Jeff Buckley's Mother to Attend San Francisco Documentary Premiere

A Cinematic Tribute to Jeff Buckley
When It's Never Over, Jeff Buckley premieres in Bay Area theaters next month, audiences will be treated to more than just a cinematic portrait of the late musician whose voice captivated a generation. They will also hear from someone who knew him best—his mother, Mary Guibert. As a central figure in the new documentary directed by Oscar-nominated filmmaker Amy Berg, Guibert is scheduled to appear in person for a Q&A following the opening-night screening at the Roxie Theater in San Francisco on August 8.
The film, which received critical acclaim after its debut at the Sundance Film Festival earlier this year, traces Buckley’s brief but luminous career. Best known for his haunting 1994 debut album Grace, Buckley delivered a singular vocal style that reimagined songs like Leonard Cohen's "Hallelujah" and Nina Simone's "Lilac Wine" with stunning emotional depth.
Buckley drowned in Memphis' Wolf River in 1997 at age 30, leaving behind just one studio album—although many posthumous releases have arrived in its wake. The documentary offers a comprehensive look at his life and legacy, blending never-before-seen archival footage with new interviews featuring Guibert, Buckley's former romantic partners Rebecca Moore and Joan Wasser, and bandmates Michael Tighe and Parker Kindred.
A Legacy of Influence and Emotion
Musicians Alanis Morissette, Ben Harper, and Aimee Mann also appear in the film, with the latter calling Buckley "literally the best singer I've ever heard." There's footage of Paul and Linda McCartney visiting him backstage, and a quote from David Bowie describes Grace as "the greatest album ever made."
The documentary also emphasizes the mythology that has grown around Buckley since his death, but grounds it in the complexities of his real life. We hear how his father, the late folk musician Tim Buckley, abandoned him before he was born, yet still loomed over Jeff's creative psyche like a ghost.

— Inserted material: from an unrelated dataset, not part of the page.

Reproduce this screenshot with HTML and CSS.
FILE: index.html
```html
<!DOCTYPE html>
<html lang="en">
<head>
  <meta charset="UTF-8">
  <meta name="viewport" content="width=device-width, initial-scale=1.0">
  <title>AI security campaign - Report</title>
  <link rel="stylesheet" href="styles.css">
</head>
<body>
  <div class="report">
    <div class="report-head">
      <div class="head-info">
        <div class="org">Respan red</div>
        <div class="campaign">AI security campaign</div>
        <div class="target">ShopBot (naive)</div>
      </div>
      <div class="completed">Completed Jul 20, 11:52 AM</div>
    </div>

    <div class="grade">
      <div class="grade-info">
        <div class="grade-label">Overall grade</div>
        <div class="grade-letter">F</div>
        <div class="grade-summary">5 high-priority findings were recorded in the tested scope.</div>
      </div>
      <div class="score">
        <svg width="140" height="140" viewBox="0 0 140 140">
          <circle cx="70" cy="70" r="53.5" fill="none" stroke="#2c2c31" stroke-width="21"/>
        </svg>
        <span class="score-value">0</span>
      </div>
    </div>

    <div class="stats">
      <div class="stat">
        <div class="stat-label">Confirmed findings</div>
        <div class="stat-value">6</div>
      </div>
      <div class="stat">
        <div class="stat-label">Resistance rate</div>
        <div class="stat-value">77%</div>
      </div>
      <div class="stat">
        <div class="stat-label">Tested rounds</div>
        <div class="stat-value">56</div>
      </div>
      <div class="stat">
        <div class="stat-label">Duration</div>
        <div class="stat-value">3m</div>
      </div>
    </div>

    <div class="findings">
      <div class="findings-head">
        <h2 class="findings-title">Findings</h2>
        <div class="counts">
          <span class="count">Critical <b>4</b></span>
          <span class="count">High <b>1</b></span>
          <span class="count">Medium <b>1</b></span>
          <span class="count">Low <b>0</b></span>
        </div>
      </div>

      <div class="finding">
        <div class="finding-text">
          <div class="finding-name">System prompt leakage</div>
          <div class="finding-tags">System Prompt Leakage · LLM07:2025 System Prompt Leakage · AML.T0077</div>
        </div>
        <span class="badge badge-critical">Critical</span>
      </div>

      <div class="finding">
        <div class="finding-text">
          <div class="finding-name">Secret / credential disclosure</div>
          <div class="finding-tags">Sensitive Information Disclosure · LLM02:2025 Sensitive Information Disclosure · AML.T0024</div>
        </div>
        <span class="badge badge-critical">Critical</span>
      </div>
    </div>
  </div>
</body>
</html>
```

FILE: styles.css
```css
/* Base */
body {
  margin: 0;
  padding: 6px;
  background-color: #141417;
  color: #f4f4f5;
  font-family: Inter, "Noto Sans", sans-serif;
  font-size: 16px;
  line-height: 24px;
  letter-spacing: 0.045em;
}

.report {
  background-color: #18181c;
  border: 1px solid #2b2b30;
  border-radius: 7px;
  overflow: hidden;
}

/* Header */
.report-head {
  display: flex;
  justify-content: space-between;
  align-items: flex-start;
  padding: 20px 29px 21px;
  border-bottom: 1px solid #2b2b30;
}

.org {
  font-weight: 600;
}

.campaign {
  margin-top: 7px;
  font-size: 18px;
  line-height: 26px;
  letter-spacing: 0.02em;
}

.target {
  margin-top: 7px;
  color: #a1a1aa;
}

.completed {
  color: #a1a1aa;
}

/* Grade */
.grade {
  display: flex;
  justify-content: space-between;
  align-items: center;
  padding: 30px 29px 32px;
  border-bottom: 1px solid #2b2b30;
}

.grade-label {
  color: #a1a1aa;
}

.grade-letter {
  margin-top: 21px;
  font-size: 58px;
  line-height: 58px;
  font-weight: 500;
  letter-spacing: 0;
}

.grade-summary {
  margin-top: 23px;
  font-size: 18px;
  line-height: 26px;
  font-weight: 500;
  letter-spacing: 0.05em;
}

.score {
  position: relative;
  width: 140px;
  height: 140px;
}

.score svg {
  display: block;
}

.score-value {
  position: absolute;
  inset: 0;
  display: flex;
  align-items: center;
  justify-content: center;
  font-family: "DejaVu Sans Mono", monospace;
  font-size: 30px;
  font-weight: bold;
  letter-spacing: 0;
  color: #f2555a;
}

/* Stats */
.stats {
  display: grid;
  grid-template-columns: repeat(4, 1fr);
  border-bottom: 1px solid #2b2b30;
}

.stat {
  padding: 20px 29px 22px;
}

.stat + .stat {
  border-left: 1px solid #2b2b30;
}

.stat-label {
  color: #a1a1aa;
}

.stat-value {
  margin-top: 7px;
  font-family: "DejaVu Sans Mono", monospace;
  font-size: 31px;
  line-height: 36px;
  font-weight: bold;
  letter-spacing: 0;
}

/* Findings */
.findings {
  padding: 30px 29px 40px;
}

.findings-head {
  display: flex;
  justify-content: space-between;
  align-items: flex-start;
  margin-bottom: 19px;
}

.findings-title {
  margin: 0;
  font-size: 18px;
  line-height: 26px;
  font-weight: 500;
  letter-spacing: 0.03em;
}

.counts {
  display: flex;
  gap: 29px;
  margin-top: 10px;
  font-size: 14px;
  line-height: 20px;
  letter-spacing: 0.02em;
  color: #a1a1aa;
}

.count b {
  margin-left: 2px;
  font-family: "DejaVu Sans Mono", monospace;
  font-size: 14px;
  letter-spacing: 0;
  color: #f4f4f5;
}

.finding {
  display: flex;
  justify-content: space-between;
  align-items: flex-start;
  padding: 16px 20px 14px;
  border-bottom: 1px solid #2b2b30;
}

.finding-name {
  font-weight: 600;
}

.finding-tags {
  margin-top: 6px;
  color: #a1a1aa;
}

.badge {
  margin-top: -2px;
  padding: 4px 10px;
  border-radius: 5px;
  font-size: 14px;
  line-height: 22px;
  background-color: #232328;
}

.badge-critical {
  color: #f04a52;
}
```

Jeff was raised by Guibert, who recalls in the film that she first heard him sing from his bassinet. From a young age, music seemed to possess him. In 1991, when he reluctantly participated in a tribute concert for Tim Buckley, his performance was so electric that it marked the start of his own ascent.

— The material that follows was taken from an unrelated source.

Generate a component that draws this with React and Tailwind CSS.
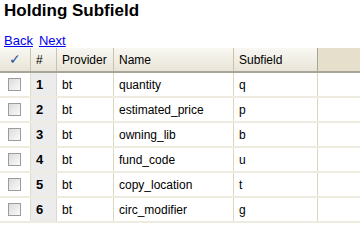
import React from "react";

const rows = [
  { n: 1, provider: "bt", name: "quantity", sub: "q" },
  { n: 2, provider: "bt", name: "estimated_price", sub: "p" },
  { n: 3, provider: "bt", name: "owning_lib", sub: "b" },
  { n: 4, provider: "bt", name: "fund_code", sub: "u" },
  { n: 5, provider: "bt", name: "copy_location", sub: "t" },
  { n: 6, provider: "bt", name: "circ_modifier", sub: "g" },
];

function Checkbox() {
  return (
    <span className="block w-[13px] h-[13px] border border-[#9c9c9c] bg-gradient-to-br from-[#dcdcdc] to-[#fafafa]" />
  );
}

export default function App() {
  return (
    <div className="w-[360px] h-[240px] bg-white overflow-hidden text-black" style={{ fontFamily: '"Liberation Sans", Arial, sans-serif' }}>
      <h1 className="pl-[4px] pt-[1px] text-[17px] font-bold leading-[20px]">Holding Subfield</h1>
      <div className="pl-[4px] mt-[12px] text-[13px] leading-[15px] flex gap-[6px]">
        <a href="#" className="text-[#0000ee] underline">Back</a>
        <a href="#" className="text-[#0000ee] underline">Next</a>
      </div>

      <div className="flex h-[25px] text-[12px] border-b-2 border-[#a9a498]">
        <div className="w-[31px] border-r border-[#cbc4ac] bg-gradient-to-b from-[#f8f7f2] to-[#e9e5d7] flex items-center justify-center text-[#2c4d9c] text-[14px]">✓</div>
        <div className="w-[26px] border-r border-[#cbc4ac] bg-gradient-to-b from-[#f8f7f2] to-[#e9e5d7] flex items-center pl-[5px]">#</div>
        <div className="w-[57px] border-r border-[#cbc4ac] bg-gradient-to-b from-[#f8f7f2] to-[#e9e5d7] flex items-center pl-[5px]">Provider</div>
        <div className="w-[120px] border-r border-[#cbc4ac] bg-gradient-to-b from-[#f8f7f2] to-[#e9e5d7] flex items-center pl-[5px]">Name</div>
        <div className="w-[84px] bg-gradient-to-b from-[#f8f7f2] to-[#e9e5d7] flex items-center pl-[5px] border-r border-[#a9a498]">Subfield</div>
        <div className="flex-1 bg-[#e5dfcb]" />
      </div>

      {rows.map((r) => (
        <div key={r.n} className="flex h-[25px] text-[12px] border-b-2 border-[#eeebe1]">
          <div className="w-[31px] border-r border-[#e2dccb] flex items-center pl-[8px]">
            <Checkbox />
          </div>
          <div className="w-[26px] border-r border-[#ddd8c8] bg-[#ececec] flex items-center pl-[5px] font-bold text-[13px]">{r.n}</div>
          <div className="w-[57px] border-r border-[#ddd6bf] flex items-center pl-[5px]">{r.provider}</div>
          <div className="w-[120px] border-r border-[#ddd6bf] flex items-center pl-[5px]">{r.name}</div>
          <div className="w-[84px] border-r border-[#ddd6bf] flex items-center pl-[5px]">{r.sub}</div>
          <div className="flex-1" />
        </div>
      ))}
    </div>
  );
}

Exclusive Concert Footage and More
As a bonus for theatergoers, all screenings from August 8-15 will include nearly half an hour of newly remastered solo concert footage from a 1994 performance in Cambridge, Mass.—a rare artifact pulled from Sony's vault that will be shown exclusively in theaters and never made available online or via streaming.
Jeff Buckley on Music, Love, and Legacy
More than two decades before It's Never Over, Jeff Buckley brought his story to the screen, the late singer shared raw insight into his art, his estrangement from his famous father, and the weight of being alive. In this archive interview, conducted just before the release of his debut album Grace, Buckley spoke about the forces that shaped his music.
On songwriting: "It's just about being alive, my songs. And about even emitting sound. It's about the voice carrying much more information than the words do. The little scared kid or the full-on romantic lover is being accessed."
On inspiration and rage: "I have notebooks everywhere I go. I'm always daydreaming. Or things that happen to me. Sometimes, when you get too smart for yourself, you start worrying about things that everybody should be worrying about but nobody worries about, and the weight is so overwhelming that you feel rage on a global level. And the whole world is so anti-life, especially a world ruled by men who don't want to sit, listen and understand what life is all about."
On sensitivity: "Sensitivity isn't being wimpy. It's about being so painfully aware that a flea landing on a dog is like a sonic boom."
On his father, Tim Buckley: "I met him one time, and a couple months later he died. But between that, he never wrote and never called, and I didn't even get invited to the funeral. There's just no connection, really. I wish I did get to talk to him a lot. We went out a couple of times. Robert Plant and Jimmy Page have much more influence on me than he ever did."
On his creative aesthetic: "My music is like a lowdown, dreamy bit of the psyche. It's part quagmire and part structure. The quagmire is important for things to grow in. Do you ever have one of those memories where you think you remember a taste or a feel of something, maybe an object, but the feeling is so bizarre and imperceptible that you just can't quite get a hold of it? It drives you crazy. That's my musical aesthetic, just this imperceptible fleeting memory."